Attractive as they might seem for parallelization, production systems have
not been effectively parallelized. To the best of my knowledge,
only two parallel implementations have been made available  : ParaOPS5 and 
CParaOPS5. Both of these are on shared memory machines and are available from
the School of Computer Schience, Carnegie Mellon University.

[1] Salvatore Stolfo and Dan Miranker, "The Dado Production System Machine",
    Journal of Parallel and Distributed Computing (JPDC), volume 3,  1986, 
    pp 269-296

[2] Bruce Hillyer and David Shaw, "Execution of OPS5 Production systems on
    a Massively Parallel Machine", JPDC, vol 3, 1986 pp 236-268

[3] Franz Schreiner and Gerhard Zimmermann, "Pesa-1 - A Parallel Architecture 
    for Production Systems", ICPP'87, pp 167-169

[4] Dan Moldovan, "RUBIC: A Multiprocessor for Rule-based Systems",
    IEEE Transactions on Systems, Man and Cybernetics, vol 19 (4),Jul/aug 89

[5] Michael Kelly and Rudolph Seviora, "Performance of OPS5 Matching on CUPID",
    Microprocessing and Microprogramming, vol 27, 1989, pp 397-404

[6] BT Smith and D Middleton, "Exploiting Fine-grained Parallelism in 
    Production Systems", National Conf of the Canadian Society for the 
    Computational Studies of Intelligence, 1987, pp 262-270

[7] Rex Flynn, "Placing Soar on the Connection Machine", AAAI workshop
    on "How Slow Elements can Think so Fast".

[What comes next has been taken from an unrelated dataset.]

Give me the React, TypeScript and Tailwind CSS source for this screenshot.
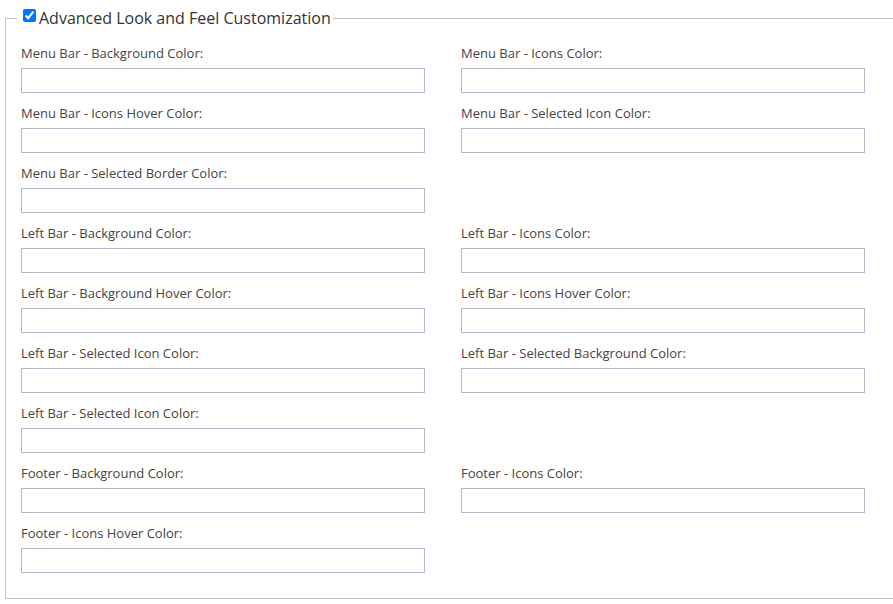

[8] Guy Blelloch, "CIS : A Massivley Concurrent Rule-based System",
    Probably in AAAI -- I have the paper but don't have the reference

[9] Jean-Luc Gaudiot, Suckhan Lee and Andrew Sohn, "Data-driven Multiprocessor
    Implementation of the Rete Match Algorithm", ICPP'88

[10] Anoop Gupta and Milind Tambe, "Suitability of Message Passing Computers
     for Implementing Production Systems", NCAI'88, pp 687-692

[11] Anurag Acharya and Milind Tambe, "Production Systems on Message Passing
     Computers: Simulation Results and Analysis", ICPP'89.


anurag

ps: Steve, I tried to get this message to you but my mail either hung in the 
    mail queue or bounced right back at me after a couple of days.